Белый континент | страница 6
…И со страхом ждал, когда наступит тот решительный разговор с матерью, во время которого он откажется от совершенно не нужной ему медицины. Теперь же, когда этот разговор наступил, он с изумлением понял, что не находит слов для того, чтобы начать возражать и доказывать свою правоту. Вместо этого он почему-то вспомнил, как мать провожала его старших братьев и какой непроницаемо-мрачный бывал у нее вид после отъезда каждого из них. А потом ему вдруг представилось, что когда-нибудь она вот так же проводит его, строгим голосом пожелает ему удачи, в последний раз поворчит о том, что лучше бы ему было пойти в университет, и вернется домой. И будет с таким же спокойным, но бесконечно несчастным лицом ходить по комнатам. В полном одиночестве.

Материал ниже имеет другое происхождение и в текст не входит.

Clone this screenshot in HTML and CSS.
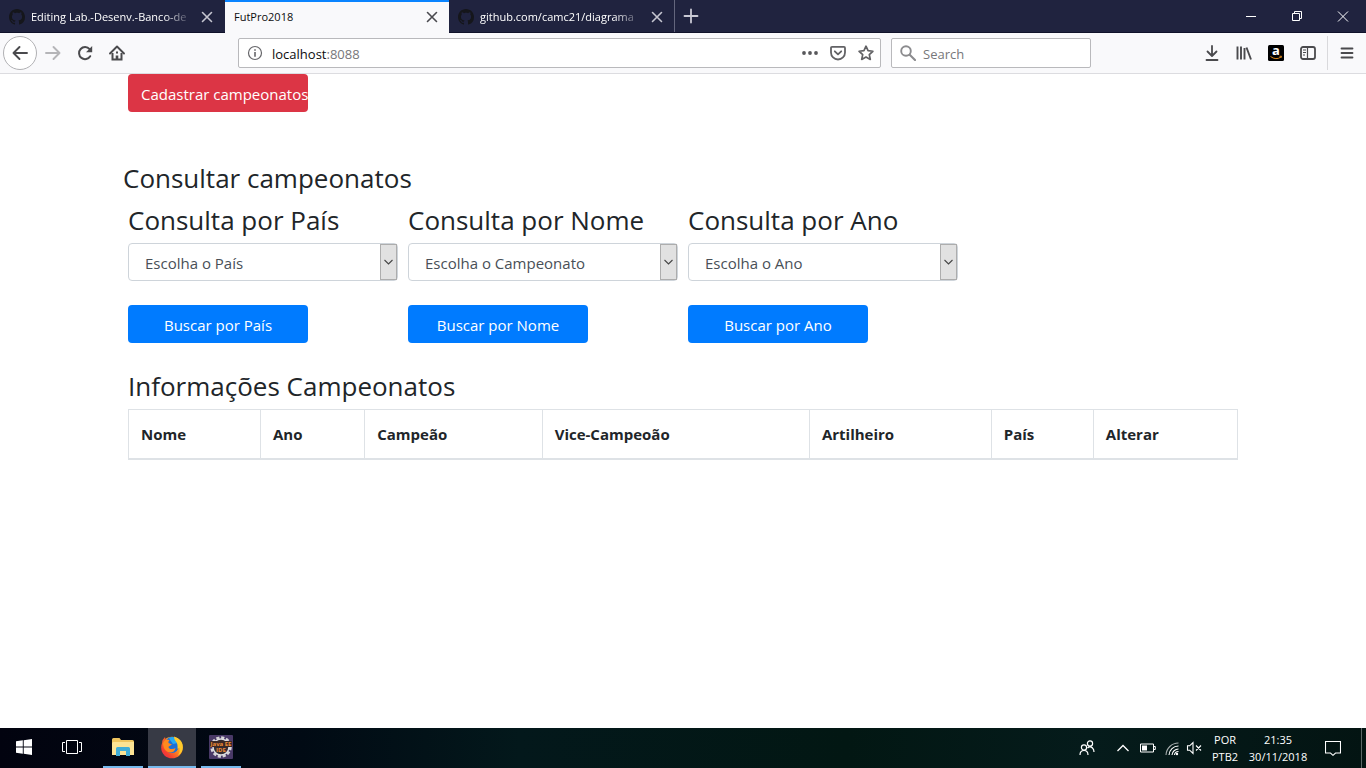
FILE: index.html
```html
<!DOCTYPE html>
<html lang="pt-BR">
<head>
<meta charset="utf-8">
<meta name="viewport" content="width=device-width, initial-scale=1">
<title>FutPro2018</title>
<link rel="stylesheet" href="styles.css">
</head>
<body>
<svg class="defs" width="0" height="0" aria-hidden="true">
  <defs>
    <linearGradient id="flame" x1="1" y1="0" x2="0" y2="1"><stop offset="0" stop-color="#ffe03a"/><stop offset=".4" stop-color="#ff9a1e"/><stop offset=".75" stop-color="#f5402f"/><stop offset="1" stop-color="#e0225c"/></linearGradient>
  </defs>
  <symbol id="octocat" viewBox="0 0 16 16"><path d="M8 0C3.58 0 0 3.58 0 8c0 3.54 2.29 6.53 5.47 7.59.4.07.55-.17.55-.38 0-.19-.01-.82-.01-1.49-2.01.37-2.53-.49-2.69-.94-.09-.23-.48-.94-.82-1.13-.28-.15-.68-.52-.01-.53.63-.01 1.08.58 1.23.82.72 1.21 1.87.87 2.33.66.07-.52.28-.87.51-1.07-1.78-.2-3.64-.89-3.64-3.95 0-.87.31-1.59.82-2.15-.08-.2-.36-1.02.08-2.12 0 0 .67-.21 2.2.82.64-.18 1.32-.27 2-.27.68 0 1.36.09 2 .27 1.53-1.04 2.2-.82 2.2-.82.44 1.1.16 1.92.08 2.12.51.56.82 1.27.82 2.15 0 3.07-1.87 3.75-3.65 3.95.29.25.54.73.54 1.48 0 1.07-.01 1.93-.01 2.2 0 .21.15.46.55.38A8.013 8.013 0 0016 8c0-4.42-3.58-8-8-8z" fill="#15161b"/></symbol>
  <symbol id="cross" viewBox="0 0 16 16"><path d="M3.5 3.5l9 9M12.5 3.5l-9 9" fill="none" stroke="currentColor" stroke-width="1.6" stroke-linecap="round"/></symbol>
  <symbol id="down" viewBox="0 0 16 16"><path d="M3.500 6l4 4 4-4" fill="none" stroke="#444" stroke-width="1.100"/></symbol>
</svg>

<header class="browser">
  <div class="tabs">
    <div class="tab">
      <svg class="icon"><use href="#octocat"/></svg>
      <span class="tab-title fade">Editing Lab.-Desenv.-Banco-de</span>
      <button class="close" aria-label="Fechar aba"><svg class="icon"><use href="#cross"/></svg></button>
    </div>
    <div class="tab active">
      <span class="tab-title">FutPro2018</span>
      <button class="close" aria-label="Fechar aba"><svg class="icon"><use href="#cross"/></svg></button>
    </div>
    <div class="tab last">
      <svg class="icon"><use href="#octocat"/></svg>
      <span class="tab-title fade">github.com/camc21/diagrama</span>
      <button class="close" aria-label="Fechar aba"><svg class="icon"><use href="#cross"/></svg></button>
    </div>
    <button class="new-tab" aria-label="Nova aba"><svg class="icon" viewBox="0 0 16 16"><path d="M8 1.500v13M1.500 8h13" stroke="#c9c9d4" stroke-width="1.800" stroke-linecap="round"/></svg></button>
    <div class="window-buttons">
      <button aria-label="Minimizar"><svg class="icon" viewBox="0 0 16 16"><path d="M3 8.500h10" stroke="#fff"/></svg></button>
      <button aria-label="Restaurar"><svg class="icon" viewBox="0 0 16 16"><path d="M3.500 5.500h7v7h-7zM5.500 5.500v-2h7v7h-2" fill="none" stroke="#fff"/></svg></button>
      <button aria-label="Fechar"><svg class="icon" viewBox="0 0 16 16"><path d="M3 3.500l10 10M13 3.500l-10 10" stroke="#fff"/></svg></button>
    </div>
  </div>

  <div class="toolbar">
    <div class="nav-buttons">
      <button class="back" aria-label="Voltar"><svg class="icon" viewBox="0 0 16 16"><path d="M15 8H1.500M7.500 2L1.500 8l6 6" fill="none" stroke="#4a4a4d" stroke-width="1.900" stroke-linecap="round" stroke-linejoin="round"/></svg></button>
      <button aria-label="Avançar"><svg class="icon" viewBox="0 0 16 16"><path d="M1 8h13.500M8.500 2l6 6-6 6" fill="none" stroke="#b5b5b8" stroke-width="1.900" stroke-linecap="round" stroke-linejoin="round"/></svg></button>
      <button aria-label="Recarregar"><svg class="icon" viewBox="0 0 16 16"><path d="M13.200 11.200A6 6 0 1 1 12.600 4.200" fill="none" stroke="#4a4a4d" stroke-width="2" stroke-linecap="round"/><path d="M15.200 1v6.200H9z" fill="#4a4a4d"/></svg></button>
      <button aria-label="Início"><svg class="icon" viewBox="0 0 16 16"><path d="M1 8.500L8 1.500l7 7" fill="none" stroke="#4a4a4d" stroke-width="1.900" stroke-linecap="round" stroke-linejoin="round"/><path d="M3.500 8v6.500h9V8" fill="none" stroke="#4a4a4d" stroke-width="2"/><path d="M6.700 10.500h2.600V15H6.700zM7 6.500h2v2H7z" fill="#4a4a4d"/></svg></button>
    </div>
    <div class="address">
      <svg class="icon" viewBox="0 0 16 16"><circle cx="8" cy="8" r="6.500" fill="none" stroke="#66666a" stroke-width="1.200"/><path d="M8 7v4.800M8 4.200v1.600" stroke="#66666a" stroke-width="1.600"/></svg>
      <span class="url">localhost<span class="port">:8088</span></span>
      <button aria-label="Ações da página"><svg class="icon" viewBox="0 0 16 16" fill="#58585b"><circle cx="2" cy="8" r="1.900"/><circle cx="8" cy="8" r="1.900"/><circle cx="14" cy="8" r="1.900"/></svg></button>
      <button aria-label="Salvar no Pocket"><svg class="icon" viewBox="0 0 16 16" fill="none" stroke="#626265" stroke-width="1.800" stroke-linecap="round" stroke-linejoin="round"><path d="M2 1.900h12a1 1 0 0 1 1 1V7.500a7 7 0 0 1-14 0V2.900a1 1 0 0 1 1-1z"/><path d="M4.800 6.300L8 9.400l3.200-3.100"/></svg></button>
      <button aria-label="Favoritar"><svg class="icon" viewBox="0 0 16 16"><path d="M8 1.200l2.050 4.500 4.850.55-3.600 3.300 1 4.900L8 12l-4.300 2.450 1-4.900-3.600-3.300 4.850-.55z" fill="none" stroke="#626265" stroke-width="1.700" stroke-linejoin="round"/></svg></button>
    </div>
    <label class="search">
      <svg class="icon" viewBox="0 0 16 16"><circle cx="6" cy="6" r="4.800" fill="none" stroke="#8b8b8e" stroke-width="1.900"/><path d="M9.700 9.700l5.300 5.300" stroke="#8b8b8e" stroke-width="2.100" stroke-linecap="round"/></svg>
      <input type="text" placeholder="Search" aria-label="Search">
    </label>
    <div class="tools">
      <button aria-label="Downloads"><svg class="icon" viewBox="0 0 16 16"><path d="M8 1v9.500M3.500 6.500L8 11l4.500-4.500M2.500 15h11" fill="none" stroke="#4a4a4d" stroke-width="1.800" stroke-linecap="round" stroke-linejoin="round"/></svg></button>
      <button aria-label="Biblioteca"><svg class="icon" viewBox="0 0 16 16"><path d="M1.500 1.500v13M5 1.500v13M8.500 3v11.500M10.500 2.500l4.500 12" stroke="#4a4a4d" stroke-width="1.900"/></svg></button>
      <button aria-label="Amazon"><svg class="icon amazon" viewBox="0 0 16 16"><rect width="16" height="16" rx="1.500"/><text x="8" y="10" class="amazon-a">a</text><path d="M2.500 11.500q5.500 4 10.500.5M11.500 11.300l2-.1-.5 1.700" fill="none" stroke="#e08b1c"/></svg></button>
      <button aria-label="Barra lateral"><svg class="icon" viewBox="0 0 16 16"><rect x="1" y="2" width="14" height="12" rx="2" fill="none" stroke="#4a4a4d" stroke-width="1.800"/><path d="M7.500 2v12M3 5h3M3 7.500h3M3 10h2" stroke="#4a4a4d" stroke-width="1.200"/></svg></button>
      <button class="menu" aria-label="Menu"><svg class="icon" viewBox="0 0 16 16"><path d="M2.500 3.500h11M2.500 8h11M2.500 12.500h11" stroke="#4a4a4d" stroke-width="1.800" stroke-linecap="round"/></svg></button>
    </div>
  </div>
</header>

<main class="page">
  <div class="container">
    <button class="btn danger">Cadastrar campeonatos</button>
    <h3 class="section-title">Consultar campeonatos</h3>
    <div class="queries">
      <section class="query">
        <h3><label for="pais">Consulta por País</label></h3>
        <div class="select"><select id="pais"><option>Escolha o País</option></select><span class="arrow"><svg class="icon"><use href="#down"/></svg></span></div>
        <button class="btn primary">Buscar por País</button>
      </section>
      <section class="query">
        <h3><label for="nome">Consulta por Nome</label></h3>
        <div class="select"><select id="nome"><option>Escolha o Campeonato</option></select><span class="arrow"><svg class="icon"><use href="#down"/></svg></span></div>
        <button class="btn primary">Buscar por Nome</button>
      </section>
      <section class="query">
        <h3><label for="ano">Consulta por Ano</label></h3>
        <div class="select"><select id="ano"><option>Escolha o Ano</option></select><span class="arrow"><svg class="icon"><use href="#down"/></svg></span></div>
        <button class="btn primary">Buscar por Ano</button>
      </section>
    </div>
    <h3>Informações Campeonatos</h3>
    <table class="results">
      <thead><tr>
        <th class="c-nome">Nome</th><th class="c-ano">Ano</th><th class="c-campeao">Campeão</th><th class="c-vice">Vice-Campeoão</th><th class="c-artilheiro">Artilheiro</th><th class="c-pais">País</th><th>Alterar</th>
      </tr></thead>
    </table>
  </div>
</main>

<footer class="taskbar">
  <div class="apps">
    <button aria-label="Iniciar"><svg class="icon" viewBox="0 0 16 16" fill="#fff"><path d="M0 2.300L6.800 1.300v6.200H0zM7.700 1.200L16 0v7.500H7.700zM0 8.400h6.800v6.300L0 13.700zM7.700 8.400H16V16l-8.300-1.200z"/></svg></button>
    <button aria-label="Visão de tarefas"><svg width="20" height="16" viewBox="0 0 20 16" fill="none" stroke="#fff"><path d="M4.500 1.500h11v13h-11zM3 3.500H.5v9H3M17 3.500h2.500v9H17"/></svg></button>
    <button class="running" aria-label="Explorador de arquivos"><svg width="22" height="20" viewBox="0 0 22 20"><path d="M0 2.500Q0 1 1.500 1h6L9 3h11.500q1.500 0 1.500 1.500V18H0z" fill="#efc55f"/><path d="M1 5h21v13H0V6z" fill="#fce394"/><path d="M4 19v-7.500q0-1.500 1.500-1.500h11q1.500 0 1.500 1.500V19h-4v-5H8v5z" fill="#40add7"/></svg></button>
    <button class="running current" aria-label="Firefox"><svg width="24" height="24" viewBox="0 0 24 24"><circle cx="12" cy="12.500" r="10.800" fill="url(#flame)"/><path d="M2 8q.5-4 3-6 0 2 1.500 3z" fill="#f5602b"/><path d="M6.500 4.500Q10 1 14.500 2.500q4.500 3 4 9Q18 18 12 18q-5 0-6-5z" fill="#1c6fd6"/><path d="M9 3.500Q12 1 15 3l3 5-5 1z" fill="#25a9f2"/><path d="M3 9q1-4 3.500-4.500L9.500 5Q8 6.500 8.500 8l3.500 1.500-3.500 2.200q0 2.300 3.500 2.300 2 0 3.500-1-1 4.500-5.500 4.500Q4 17 3 9z" fill="#ff8a1f"/><path d="M14 1.500q9 3 8.700 11-.2 5-4.700 8 2.500-4 1.500-8Q18 13 17.500 14q.5-6-2-8-1.500-2-1.500-4.500z" fill="#ffca2b"/></svg></button>
    <button class="running" aria-label="Eclipse Java EE IDE"><svg width="24" height="24" viewBox="0 0 24 24"><rect width="24" height="24" rx="1" fill="#493967"/><circle cx="12" cy="12" r="9" fill="none" stroke="#d7d5d8" stroke-width="3.500" stroke-dasharray="3 1.700"/><circle cx="12" cy="12" r="8" fill="#332c31" stroke="#dddce0" stroke-width="1.500"/><path d="M1 6h22v6H1z" fill="#3b2926"/><g class="ide-text"><text x="12" y="11">Java EE</text><text x="12" y="17">IDE</text></g></svg></button>
  </div>
  <div class="tray">
    <svg class="people" viewBox="0 0 16 16" fill="none" stroke="#fff" stroke-width="1.200"><circle cx="5" cy="7.500" r="2.600"/><path d="M1 15q0-4.500 4-4.500T9 15"/><circle cx="11" cy="3.500" r="2.600"/><path d="M8.500 8q2.500-2.500 5 0 1.500 1.500 1.500 4"/></svg>
    <svg class="chevron" viewBox="0 0 16 16" fill="none" stroke="#fff" stroke-width="1.300"><path d="M2.500 11L8 5.500l5.500 5.500"/></svg>
    <svg class="battery" viewBox="0 0 16 16"><path d="M.5 4h13v8H.5zM13.500 6.500h1.800v3h-1.800" fill="none" stroke="#fff"/><path d="M2 5.500h5v5H2z" fill="#fff"/></svg>
    <svg class="wifi" viewBox="0 0 16 16" fill="none" stroke="#fff" stroke-width="1.100"><path d="M2 15A12.500 12.500 0 0 1 14.500 3" opacity=".65"/><path d="M5 15a9.500 9.500 0 0 1 9.500-9M8 15a6.500 6.500 0 0 1 6.500-6M10.500 15a4 4 0 0 1 4-3.500"/><circle cx="13" cy="14" r="1.200" fill="#fff" stroke="none"/></svg>
    <svg class="volume" viewBox="0 0 16 16" fill="none" stroke="#fff" stroke-width="1.100"><path d="M1.500 5.800h2.200L7 2.500v11l-3.300-3.300H1.500zM10 5.500l5 5M15 5.500l-5 5"/></svg>
    <div class="stack language"><span>POR</span><span>PTB2</span></div>
    <div class="stack clock"><span>21:35</span><span>30/11/2018</span></div>
    <button class="notify" aria-label="Notificações"><svg class="icon" viewBox="0 0 16 16"><path d="M.500 1.500h15v11.500h-5L8 15.300 5.500 13h-5z" fill="none" stroke="#fff" stroke-width="1.100"/></svg></button>
  </div>
</footer>
</body>
</html>
```

FILE: styles.css
```css
* { box-sizing: border-box; }

body {
  margin: 0;
  min-height: 100vh;
  display: flex;
  flex-direction: column;
  background: #fff;
  color: #212529;
  font: 15px/24px "Open Sans", "Noto Sans", sans-serif;
}

button, select, input { font: inherit; color: inherit; }
button { padding: 0; border: 0; background: none; }
svg { display: block; flex: none; }
.defs { position: absolute; }
.icon { width: 16px; height: 16px; }

/* Tab strip */
.tabs {
  display: flex;
  height: 33px;
  background: #20233f;
  border-bottom: 1px solid #10122a;
  font-size: 11px;
  color: #fff;
}
.tab {
  display: flex;
  align-items: center;
  gap: 6px;
  width: 225px;
  padding: 2px 10px 0 9px;
}
.tab.active {
  height: 33px;
  width: 224px;
  padding: 0 9px 1px;
  border-top: 2px solid #0a84ff;
  background: #f9f9fb;
  color: #0c0c0d;
}
.tab.last { width: 226px; padding-right: 9px; border-right: 1px solid #64667d; }
.tab-title { flex: 1; overflow: hidden; white-space: nowrap; }
.fade {
  -webkit-mask-image: linear-gradient(to right, #000 82%, transparent);
  mask-image: linear-gradient(to right, #000 82%, transparent);
}
.close { color: #c5c5d0; }
.active .close { color: #4a4a4f; }
.new-tab { padding: 0 8px; }
.window-buttons { display: flex; margin-left: auto; }
.window-buttons button { display: grid; place-items: center; width: 46px; }

/* Toolbar */
.toolbar {
  display: flex;
  align-items: center;
  height: 41px;
  background: #f9f9fb;
  border-bottom: 1px solid #dcdce0;
  font-size: 13px;
}
.nav-buttons { display: flex; align-items: center; width: 238px; padding-left: 3px; }
.nav-buttons button { display: grid; place-items: center; width: 32px; height: 32px; }
.nav-buttons .back {
  width: 34px;
  height: 34px;
  border: 1px solid #b1b1b4;
  border-radius: 50%;
  background: #fff;
}
.address, .search {
  display: flex;
  align-items: center;
  height: 30px;
  border: 1px solid #b9b9bc;
  border-radius: 2px;
  background: #fff;
}
.address { flex: 1; gap: 12px; padding: 0 6px 0 8px; color: #0c0c0d; }
.url { flex: 1; margin-left: -3px; padding-top: 1px; }
.port { color: #77777a; }
.search { width: 200px; margin-left: 10px; padding: 0 8px; gap: 7px; }
.search input { flex: 1; min-width: 0; padding: 1px 0 0; border: 0; outline: 0; background: none; }
.search input::placeholder { color: #77777a; opacity: 1; }
.tools { display: flex; margin-left: 105px; }
.tools button { display: grid; place-items: center; width: 32px; height: 34px; }
.tools .menu { width: 39px; margin-left: 3px; border-left: 1px solid #d9d9dc; }
.amazon { overflow: visible; }
.amazon-a { font: bold 13px "Open Sans", sans-serif; fill: #fff; text-anchor: middle; }

/* Page */
.page { flex: 1; }
.container { max-width: 1140px; margin: 0 auto; padding: 0 15px; }
h3 { margin: 0 0 4px; font-size: 26px; line-height: 38px; font-weight: 400; }
.section-title { margin: 47px 0 4px -5px; }
.btn {
  display: block;
  width: 180px;
  height: 38px;
  padding: 2px 0 0;
  border-radius: 4px;
  color: #fff;
  white-space: nowrap;
}
.danger { padding-left: 13px; background: #dc3545; text-align: left; }
.primary { background: #007bff; }
.queries { display: flex; flex-wrap: wrap; gap: 10px; margin-bottom: 24px; }
.query { width: 270px; white-space: nowrap; }
.select { display: grid; grid-template-columns: 1fr 18px; height: 38px; margin-bottom: 24px; }
.select select {
  grid-area: 1 / 1 / 2 / 3;
  appearance: none;
  padding: 2px 16px 0;
  border: 1px solid #ced4da;
  border-radius: 4px;
  background: #fff;
  color: #495057;
}
.arrow {
  grid-area: 1 / 2;
  display: grid;
  place-items: center;
  margin: 1px 1px 1px 0;
  border: 1px solid #adadad;
  background: #e1e1e1;
  pointer-events: none;
}
.results {
  width: 100%;
  table-layout: fixed;
  border-collapse: collapse;
}
.results th {
  padding: 12px;
  border: 1px solid #dee2e6;
  border-bottom-width: 2px;
  text-align: left;
}
.c-nome { width: 11.9%; }
.c-ano { width: 9.4%; }
.c-campeao { width: 16%; }
.c-vice { width: 24.1%; }
.c-artilheiro { width: 16.4%; }
.c-pais { width: 9.2%; }

/* Taskbar */
.taskbar {
  display: flex;
  justify-content: space-between;
  height: 40px;
  background: linear-gradient(to right, #02030f, #010a14 22%, #03181b 38%, #021713 62%, #051b1b 80%, #031412);
  color: #fff;
  font-size: 11px;
  line-height: 17px;
}
.apps { display: flex; }
.apps button { display: grid; place-items: center; width: 48px; border-bottom: 2px solid transparent; }
.apps .running {
  width: 40px;
  margin-left: 7px;
  border-bottom-color: #76b9ed;
}
.apps .current { width: 48px; margin: 0 5px; background: #373a45; }
.apps .current + .running { margin-left: 0; }
.tray { display: flex; align-items: center; padding-right: 4px; }
.people, .chevron, .battery, .wifi, .volume { width: 16px; height: 16px; }
.chevron { margin-left: 20px; }
.battery { margin-left: 9px; }
.wifi { margin-left: 8px; }
.volume { margin-left: 6px; }
.stack { display: flex; flex-direction: column; text-align: center; }
.language { width: 46px; }
.clock { width: 60px; }
.notify { display: grid; place-items: center; width: 54px; height: 40px; padding-right: 4px; border-right: 1px solid #5b6867; }
.ide-text { font: bold 6px "Open Sans", sans-serif; fill: #f28c35; text-anchor: middle; }
```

— Я бы все-таки хотела, чтобы ты как следует об этом подумал, — вновь заговорила пожилая женщина суровым тоном. — Учеба в университете сделает тебя солидным человеком. И ты сможешь жить здесь, дома, а не болтаться по свету неизвестно где. Подумай еще, пока у тебя есть время.
И опять в ее голосе промелькнули едва заметные просительные нотки. Руал сжал губы и опустил глаза. Как бы там ни было, а ведь он — единственный оставшийся в их семье мужчина, а мать — слабая женщина. Значит — ему и нести за нее ответственность, хоть он и самый младший из братьев. Нансен и Франклин, Гренландия и Северный полюс, льды и снега, в которых он мечтал побывать и которые пять минут назад казались ему такими близкими, вновь отодвинулись в невообразимую даль и скрылись в тумане. Он снова посмотрел Ханне в лицо, крепко сжал ее руку и слегка улыбнулся:
— Да, мама, я сделаю, как ты хочешь — пойду учиться медицине.
Глава II
Атлантический океан, 1889 г.
Палуба раскачивалась так сильно, что казалось, будто бы корабль специально пытается сбросить свою нерадивую команду в океан. Матросы, попадавшиеся навстречу молодому офицеру, размахивали руками, чтобы удержать равновесие, и при каждом толчке оглашали корабль забористой руганью. Молодой человек после их тирад вздрагивал и болезненно морщился, но сам боролся с качкой молча, не издавая ни звука и лишь еще сильнее вцепляясь в поручни. Его аккуратная лейтенантская форма, безукоризненно чистая и совсем чуть-чуть помятая, так резко отличалась от одежды остальной команды, словно сам он был с какого-то другого судна, а сюда, на "Амфион", попал совершенно случайно. Хотя на самом деле он служил на этом корабле уже второй месяц.